**What is needed:** Return the lines from the line containing "What React, TypeScript" through the line containing "77 125 46M101" exactly. No other line should appear in the answer.

**Data supplied:**
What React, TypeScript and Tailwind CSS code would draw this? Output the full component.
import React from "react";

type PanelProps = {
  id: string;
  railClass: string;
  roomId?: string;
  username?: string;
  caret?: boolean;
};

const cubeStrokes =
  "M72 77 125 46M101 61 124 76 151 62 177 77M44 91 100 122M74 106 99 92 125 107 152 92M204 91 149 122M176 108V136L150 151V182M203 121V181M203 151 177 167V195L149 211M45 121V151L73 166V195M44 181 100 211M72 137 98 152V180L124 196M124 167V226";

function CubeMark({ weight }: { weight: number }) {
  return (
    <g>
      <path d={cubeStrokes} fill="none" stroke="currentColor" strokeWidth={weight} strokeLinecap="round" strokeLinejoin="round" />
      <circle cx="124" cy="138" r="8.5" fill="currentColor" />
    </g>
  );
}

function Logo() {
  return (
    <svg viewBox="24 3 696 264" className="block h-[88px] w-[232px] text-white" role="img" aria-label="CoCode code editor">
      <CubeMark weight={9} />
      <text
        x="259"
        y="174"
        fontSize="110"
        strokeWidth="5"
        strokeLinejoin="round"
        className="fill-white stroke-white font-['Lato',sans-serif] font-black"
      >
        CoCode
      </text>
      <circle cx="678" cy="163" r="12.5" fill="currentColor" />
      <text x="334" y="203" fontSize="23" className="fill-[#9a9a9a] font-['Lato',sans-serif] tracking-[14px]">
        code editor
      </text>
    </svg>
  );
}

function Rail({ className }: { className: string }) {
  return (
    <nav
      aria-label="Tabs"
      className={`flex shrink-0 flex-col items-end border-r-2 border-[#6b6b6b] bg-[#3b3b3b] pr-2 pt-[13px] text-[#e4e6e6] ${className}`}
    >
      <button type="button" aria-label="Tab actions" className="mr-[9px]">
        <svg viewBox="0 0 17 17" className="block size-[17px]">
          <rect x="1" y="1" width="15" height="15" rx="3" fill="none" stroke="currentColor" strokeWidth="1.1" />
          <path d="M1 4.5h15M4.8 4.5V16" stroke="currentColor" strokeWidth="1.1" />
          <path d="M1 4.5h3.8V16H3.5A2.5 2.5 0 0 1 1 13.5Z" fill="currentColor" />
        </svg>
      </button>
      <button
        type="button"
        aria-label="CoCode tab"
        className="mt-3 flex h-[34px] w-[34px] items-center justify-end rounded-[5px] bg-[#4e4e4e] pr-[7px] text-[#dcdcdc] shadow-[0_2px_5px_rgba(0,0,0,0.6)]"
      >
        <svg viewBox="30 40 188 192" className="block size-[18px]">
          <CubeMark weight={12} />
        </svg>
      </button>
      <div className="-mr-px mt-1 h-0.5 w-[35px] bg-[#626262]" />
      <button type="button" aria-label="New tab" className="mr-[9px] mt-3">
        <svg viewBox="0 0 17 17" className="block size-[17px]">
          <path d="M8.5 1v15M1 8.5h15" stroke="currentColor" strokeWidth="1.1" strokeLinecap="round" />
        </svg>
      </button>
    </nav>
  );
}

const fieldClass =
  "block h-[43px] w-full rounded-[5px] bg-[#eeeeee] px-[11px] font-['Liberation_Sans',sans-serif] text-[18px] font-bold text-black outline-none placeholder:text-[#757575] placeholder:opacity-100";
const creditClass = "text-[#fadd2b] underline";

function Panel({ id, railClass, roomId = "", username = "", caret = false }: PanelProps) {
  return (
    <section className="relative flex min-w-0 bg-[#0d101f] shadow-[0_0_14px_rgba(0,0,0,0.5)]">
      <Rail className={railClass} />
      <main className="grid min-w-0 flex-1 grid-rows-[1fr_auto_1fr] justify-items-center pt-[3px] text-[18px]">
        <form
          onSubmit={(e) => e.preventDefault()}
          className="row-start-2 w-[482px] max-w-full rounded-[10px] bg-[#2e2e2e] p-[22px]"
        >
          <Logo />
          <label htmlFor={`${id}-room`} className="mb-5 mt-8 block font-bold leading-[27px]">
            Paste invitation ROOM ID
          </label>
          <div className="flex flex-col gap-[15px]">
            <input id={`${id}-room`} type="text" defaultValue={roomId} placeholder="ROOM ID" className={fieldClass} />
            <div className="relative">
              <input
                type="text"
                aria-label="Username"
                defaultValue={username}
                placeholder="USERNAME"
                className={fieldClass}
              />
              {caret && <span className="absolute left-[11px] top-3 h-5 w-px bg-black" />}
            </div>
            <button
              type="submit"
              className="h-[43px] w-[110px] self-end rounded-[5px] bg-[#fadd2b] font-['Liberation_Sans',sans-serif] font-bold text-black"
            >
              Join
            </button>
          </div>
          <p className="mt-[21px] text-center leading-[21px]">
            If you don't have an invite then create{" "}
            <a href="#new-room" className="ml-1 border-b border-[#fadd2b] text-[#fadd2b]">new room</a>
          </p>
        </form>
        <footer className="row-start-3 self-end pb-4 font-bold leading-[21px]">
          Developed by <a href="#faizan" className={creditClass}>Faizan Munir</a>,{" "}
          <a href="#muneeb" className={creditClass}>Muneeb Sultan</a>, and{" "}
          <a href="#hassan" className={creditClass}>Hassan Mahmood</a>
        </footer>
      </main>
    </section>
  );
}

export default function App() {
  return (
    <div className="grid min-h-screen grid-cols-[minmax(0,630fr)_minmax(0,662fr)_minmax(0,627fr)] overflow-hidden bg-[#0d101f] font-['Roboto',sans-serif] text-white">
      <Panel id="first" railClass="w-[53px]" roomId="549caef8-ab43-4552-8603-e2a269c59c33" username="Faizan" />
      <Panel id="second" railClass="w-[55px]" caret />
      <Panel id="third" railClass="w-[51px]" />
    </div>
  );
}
---
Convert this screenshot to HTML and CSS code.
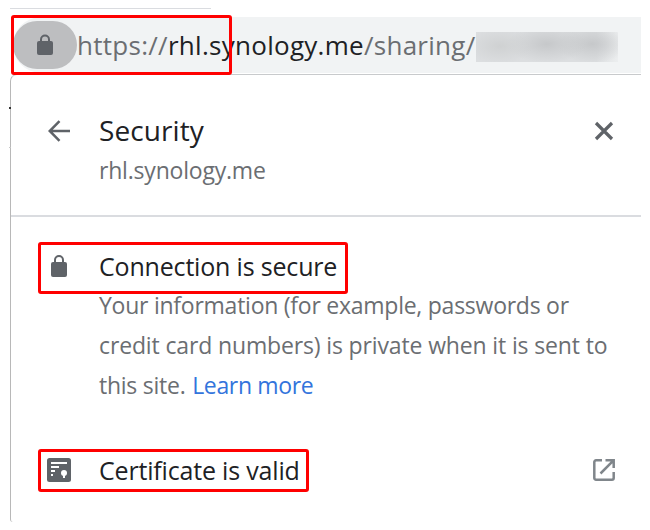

**The result:**
What React, TypeScript and Tailwind CSS code would draw this? Output the full component.
import React from "react";

type PanelProps = {
  id: string;
  railClass: string;
  roomId?: string;
  username?: string;
  caret?: boolean;
};

const cubeStrokes =
  "M72 77 125 46M101 61 124 76 151 62 177 77M44 91 100 122M74 106 99 92 125 107 152 92M204 91 149 122M176 108V136L150 151V182M203 121V181M203 151 177 167V195L149 211M45 121V151L73 166V195M44 181 100 211M72 137 98 152V180L124 196M124 167V226";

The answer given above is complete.